Um esboço do que será a cidade de Paris em 2050. É isso que o presidente francês Nicolas Sarkozy promete apresentar aos franceses no dia 29 de abril. A missão de pensar a cidade do futuro foi delegada a dez renomados escritórios de arquitetura e urbanismo europeus e os projetos serão reunidos em uma espécie de enciclopédia.

A esperança é deixar todas essas referências abertas para consultas a serem feitas sempre que houver interesse em mudar a disposição da cidade. Entre as propostas, destaca-se a preocupação em resolver dois dos maiores problemas da capital francesa atualmente: o isolamento das inchadas periferias e o aumento sistemático da emissão de gases poluentes. Entre as sugestões há trens elevados, prédios de formas inusitadas, parques e muitas intervenções em construções que já existem.

Batizada de "Grand Paris", a iniciativa quer mudar a cidade para que ela não perca sua identidade. "Todo esse investimento em debate antes da execução faz sentido", afirma Frederico Flósculo, professor da Faculdade de Arquitetura e Urbanismo da Universidade de Brasília (FAU-UnB). "Afinal, fazer mudanças em uma cidade museificada como Paris é muito difícil", argumenta o professor.

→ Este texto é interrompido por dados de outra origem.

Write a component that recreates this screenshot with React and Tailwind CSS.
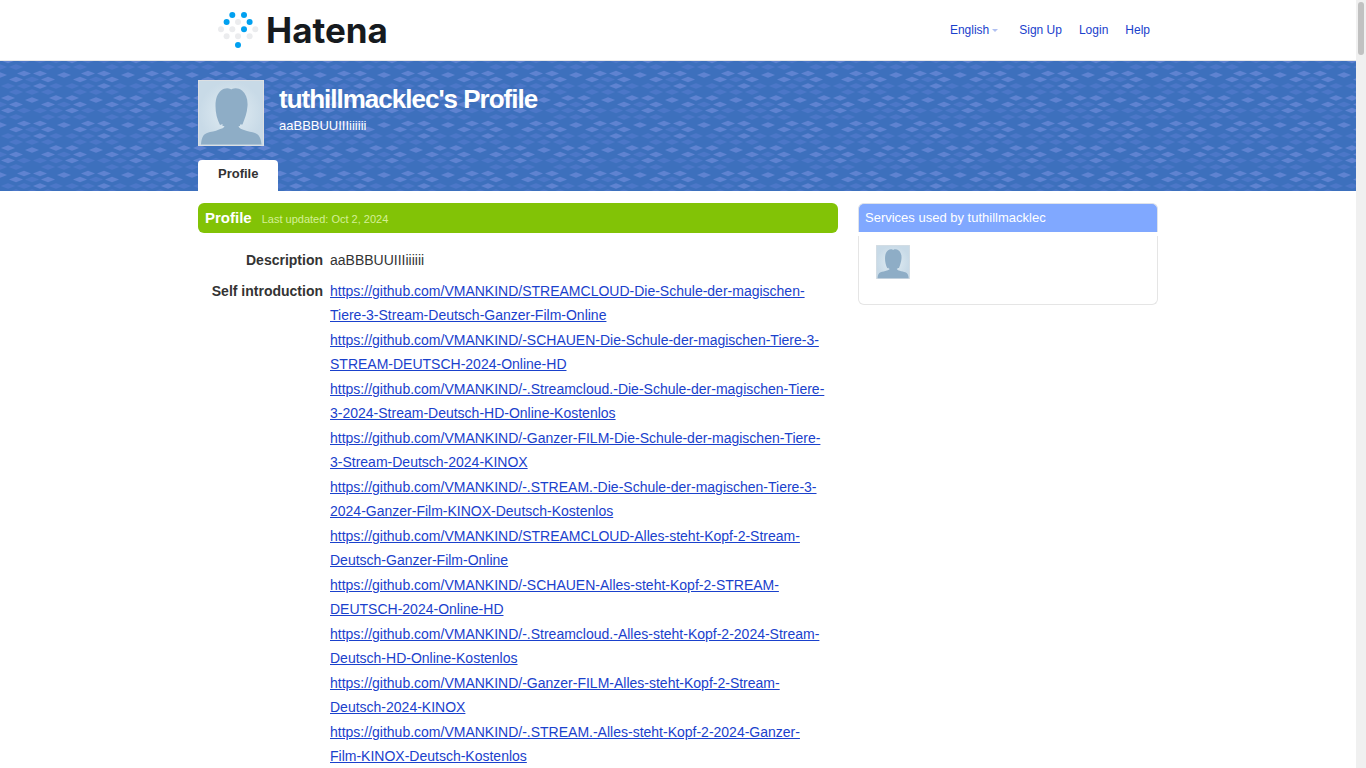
import React from 'react';

const repo = 'https://github.com/VMANKIND/';

const links = [
  'STREAMCLOUD-Die-Schule-der-magischen-Tiere-3-Stream-Deutsch-Ganzer-Film-Online',
  '-SCHAUEN-Die-Schule-der-magischen-Tiere-3-STREAM-DEUTSCH-2024-Online-HD',
  '-.Streamcloud.-Die-Schule-der-magischen-Tiere-3-2024-Stream-Deutsch-HD-Online-Kostenlos',
  '-Ganzer-FILM-Die-Schule-der-magischen-Tiere-3-Stream-Deutsch-2024-KINOX',
  '-.STREAM.-Die-Schule-der-magischen-Tiere-3-2024-Ganzer-Film-KINOX-Deutsch-Kostenlos',
  'STREAMCLOUD-Alles-steht-Kopf-2-Stream-Deutsch-Ganzer-Film-Online',
  '-SCHAUEN-Alles-steht-Kopf-2-STREAM-DEUTSCH-2024-Online-HD',
  '-.Streamcloud.-Alles-steht-Kopf-2-2024-Stream-Deutsch-HD-Online-Kostenlos',
  '-Ganzer-FILM-Alles-steht-Kopf-2-Stream-Deutsch-2024-KINOX',
  '-.STREAM.-Alles-steht-Kopf-2-2024-Ganzer-Film-KINOX-Deutsch-Kostenlos',
];

// [x, y, bright] inside one 64x50 tile, edge shapes repeated so they wrap
const diamonds = [
  [8, -0.5, 1], [24, -0.5, 0], [40, -0.5, 0], [56, -0.5, 0],
  [0, 6, 0], [16, 6, 0], [48, 6, 0], [64, 6, 0],
  [24, 12.5, 1], [40, 12.5, 1], [0, 14, 1], [64, 14, 1],
  [16, 18.5, 1], [32, 18.5, 0], [48, 18.5, 1],
  [8, 25, 0], [24, 25, 0], [40, 25, 1], [56, 25, 0],
  [16, 31, 0], [32, 31, 0], [48, 31, 0],
  [8, 37, 1], [56, 37, 1], [32, 39, 1],
  [16, 43.5, 1], [48, 43.5, 1], [0, 43.5, 0], [64, 43.5, 0],
  [8, 49.5, 1], [24, 49.5, 0], [40, 49.5, 0], [56, 49.5, 0],
];

function Diamonds() {
  return (
    <svg className="absolute inset-0 w-full h-full" aria-hidden="true">
      <defs>
        <pattern id="diamonds" width="64" height="50" patternUnits="userSpaceOnUse">
          {diamonds.map(([x, y, bright], i) => (
            <path key={i} d={`M${x - 7} ${y}l7 -2.7 7 2.7 -7 2.7z`} fill={bright ? '#5f83d1' : '#4c77c8'} />
          ))}
        </pattern>
      </defs>
      <rect width="100%" height="100%" fill="url(#diamonds)" />
    </svg>
  );
}

function Avatar({ className }) {
  return (
    <svg viewBox="0 0 66 66" className={className} role="img" aria-label="tuthillmacklec">
      <defs>
        <radialGradient id="glow">
          <stop offset="0" stopColor="#e2edf3" />
          <stop offset="1" stopColor="#c8dae7" />
        </radialGradient>
      </defs>
      <rect width="66" height="66" fill="#dcdfe2" />
      <rect x="1" y="1" width="64" height="64" fill="url(#glow)" />
      <path
        d="M34 9C37 7.5 41 8 44 10.5C48 14 50 19 49.5 26C49 33 47 38 44.5 44.5L42 44.5L42 46L40.5 46C41 48.5 43 49 46 50C50 51.5 54 52 57 53C61 54.5 63 58 63.5 64.5H3C3.5 58 5 54.5 9 53C13 51.5 17 51.5 21 49.5C24 48.5 26 48 26.5 46L24.5 46L24.5 44L22 45C19 39 17.5 33 17.5 26C17.5 18 19.5 14 23 10.5C26 8 30 7.5 32.5 9L33.2 9.5Z"
        fill="#8eadc6"
      />
    </svg>
  );
}

function Logo() {
  const blue = [[18.3, 7], [30, 7], [12.6, 14], [35.6, 14], [30, 21.3], [24, 37]];
  const gray = [[24, 14], [7, 21.3], [18.3, 21.3], [41.3, 21.3], [12.6, 28.3], [24, 28.3], [35.6, 28.3]];
  return (
    <a href="#" className="flex items-center gap-1 text-[#161a1e]">
      <svg width="48" height="44" aria-hidden="true">
        {gray.map(([x, y]) => <circle key={`${x}-${y}`} cx={x} cy={y} r="3" fill="#ebecee" />)}
        {blue.map(([x, y]) => <circle key={`${x}-${y}`} cx={x} cy={y} r="3" fill="#00a0f0" />)}
      </svg>
      <span className="font-[Inter,sans-serif] font-bold text-[35px] leading-[44px]">Hatena</span>
    </a>
  );
}

export default function App() {
  return (
    <div className="flex h-screen overflow-hidden bg-white text-[#333] font-['Liberation_Sans',sans-serif]">
      <div className="flex-1 min-w-0 overflow-hidden">
        <header className="border-b border-[#e8e8e8]">
          <div className="max-w-[960px] mx-auto flex justify-between pl-4 pr-2 py-2">
            <Logo />
            <nav className="flex gap-[17px] pt-3 text-xs leading-5 text-[#1a41cc]">
              <button type="button" className="flex items-center gap-[3px] h-5 mr-1">
                English
                <svg width="6" height="3" aria-hidden="true"><path d="M0 0h6L3 3z" fill="#b0c0f2" /></svg>
              </button>
              <a href="#">Sign Up</a>
              <a href="#">Login</a>
              <a href="#">Help</a>
            </nav>
          </div>
        </header>

        <section className="relative bg-[#3d70bd]">
          <Diamonds />
          <div className="relative max-w-[960px] mx-auto pt-[19px]">
            <div className="flex gap-[15px]">
              <Avatar className="size-[66px]" />
              <div className="text-white pt-1">
                <h1 className="text-[26px] leading-[30px] font-bold tracking-[-1px]">tuthillmacklec's Profile</h1>
                <p className="text-[13px] leading-5 pt-[2px]">aaBBBUUIIIiiiiii</p>
              </div>
            </div>
            <div className="flex pt-[14px]">
              <a href="#" className="h-[31px] px-5 bg-white rounded-t text-[13px] leading-7 font-bold">Profile</a>
            </div>
          </div>
        </section>

        <main className="max-w-[960px] mx-auto flex gap-5 pt-3 items-start">
          <section className="flex-1 min-w-0">
            <div className="flex items-baseline gap-[10px] h-[30px] px-[7px] bg-[#82c306] rounded-md text-white">
              <h2 className="text-[15px] leading-[30px] font-bold">Profile</h2>
              <span className="text-[11px] text-[#d5f097]">Last updated: Oct 2, 2024</span>
            </div>
            <table className="w-full mt-[15px] text-sm leading-6">
              <tbody>
                <tr className="align-top">
                  <th className="w-[132px] pr-[7px] pb-[7px] text-right whitespace-nowrap">Description</th>
                  <td>aaBBBUUIIIiiiiii</td>
                </tr>
                <tr className="align-top">
                  <th className="pr-[7px] text-right whitespace-nowrap">Self introduction</th>
                  <td className="pr-[10px]">
                    {links.map((link) => (
                      <a key={link} href={repo + link} className="block mb-px underline text-[#1a41cc]">{repo + link}</a>
                    ))}
                  </td>
                </tr>
              </tbody>
            </table>
          </section>

          <aside className="w-[300px]">
            <h2 className="h-[29px] px-[6px] bg-[#80a8ff] border border-b-0 border-[#dfe3ea] rounded-t-md text-white text-[13px] leading-7">
              Services used by tuthillmacklec
            </h2>
            <div className="mt-1 pt-[9px] pb-[25px] px-[17px] border border-t-0 border-[#e5e5e5] rounded-b-md">
              <a href="#" className="block w-fit"><Avatar className="size-[34px]" /></a>
            </div>
          </aside>
        </main>
      </div>

      <div className="w-[10px] bg-[#f0f0f0] px-[2px] pt-[2px]">
        <div className="h-[53px] bg-[#c1c1c1] rounded-full" />
      </div>
    </div>
  );
}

Mas difícil não quer dizer impossível. E as mudanças urbanísticas pelas quais passou Paris nos últimos dois séculos são prova disso. A primeira e considerada por muitos a mais marcante foi conduzida pelo Barão de Haussmann, sob o comando de Napoleão III, na década de 1860. Na época, o objetivo era transformar a Paris medieval em uma Paris industrial. Como Londres e outras metrópoles europeias, a cidade crescia em ritmo acelerado e as estruturas de água, esgoto e transporte já não atendiam à demanda.

A solução foi abrir grandes avenidas para facilitar a circulação da população. De quebra, as obras permitiram que o Barão investisse na infraestrutura sanitária da metrópole. "Napoleão III percebeu que, se a cidade não se adaptasse à nova realidade de quem a ocupava, ela entraria em colapso", explica Dácio Ottoni, professor de história do urbanismo da Universidade de São Paulo (USP).

Agora poder público e urbanistas demonstram preocupação parecida. Há o risco de que, em menos de 50 anos, a localidade que mais atrai turistas em todo o mundo vire uma capital como outra qualquer. "Para manter seu prestígio, precisamos cuidar muito bem dela", disse Jean Nouvel, arquiteto francês que participa do projeto e que ganhou o Prêmio Pritzker, o Oscar da arquitetura internacional, em 2008.

Embora seja mais uma carta de intenções, o "Grand Paris" ataca pelo menos um dos graves problemas parisienses de forma imediata: a ausência de um sistema de integração entre os núcleos periféricos e o centro. Enquanto apenas dois milhões de pessoas vivem na região central, bem servida de museus, universidades e transporte, na região metropolitana, onde há poucos hospitais, escolas e parques, a população é de sete milhões de habitantes. Quando foi ministro do Interior, Sarkozy viu de perto as violentas consequências que ignorar as periferias poderia ter.

Testemunha das revoltas nos bolsões de imigrantes durante o outono de 2005, ele sabe da necessidade de mudanças nesses lugares. Por isso, já aprovou a construção de uma linha de trem elevado de mais de 130 quilômetros que une todas as periferias, os aeroportos de Orly e Charles de Gaulle e o distrito financeiro de La Défense. "Não conheço nenhuma cidade onde o coração esteja tão distante de seus braços e pernas como Paris", atestou Richard Rogers, arquiteto inglês que está entre os dez escolhidos.

Rogers também propôs uma Paris mais verde e ecológica. Para ele, a integração da cidade, por exemplo, pode ser ajudada com a criação de corredores verdes que ocupariam os espaços das grandes avenidas. O transporte de massa ficaria quase todo enterrado, na forma de metrô e avenidas subterrâneas, enquanto na superfície circulariam apenas pequenos carros para uma pessoa, o que diminui a necessidade de ruas largas, reduzindo assim a impermeabilização do solo. Nouvel também pensou em forrar os tetos de todos os prédios com vegetação para reduzir a sensação de ilha de calor na metrópole. "São muitas propostas e elas estão aí para garantir que Sarkozy, como quase todos os estadistas franceses, deixe sua marca na cidade", explica Ottoni, da USP. "Mas não pode ser uma marca qualquer, tem que ser uma marca extraordinária e que dure muito tempo", lembra.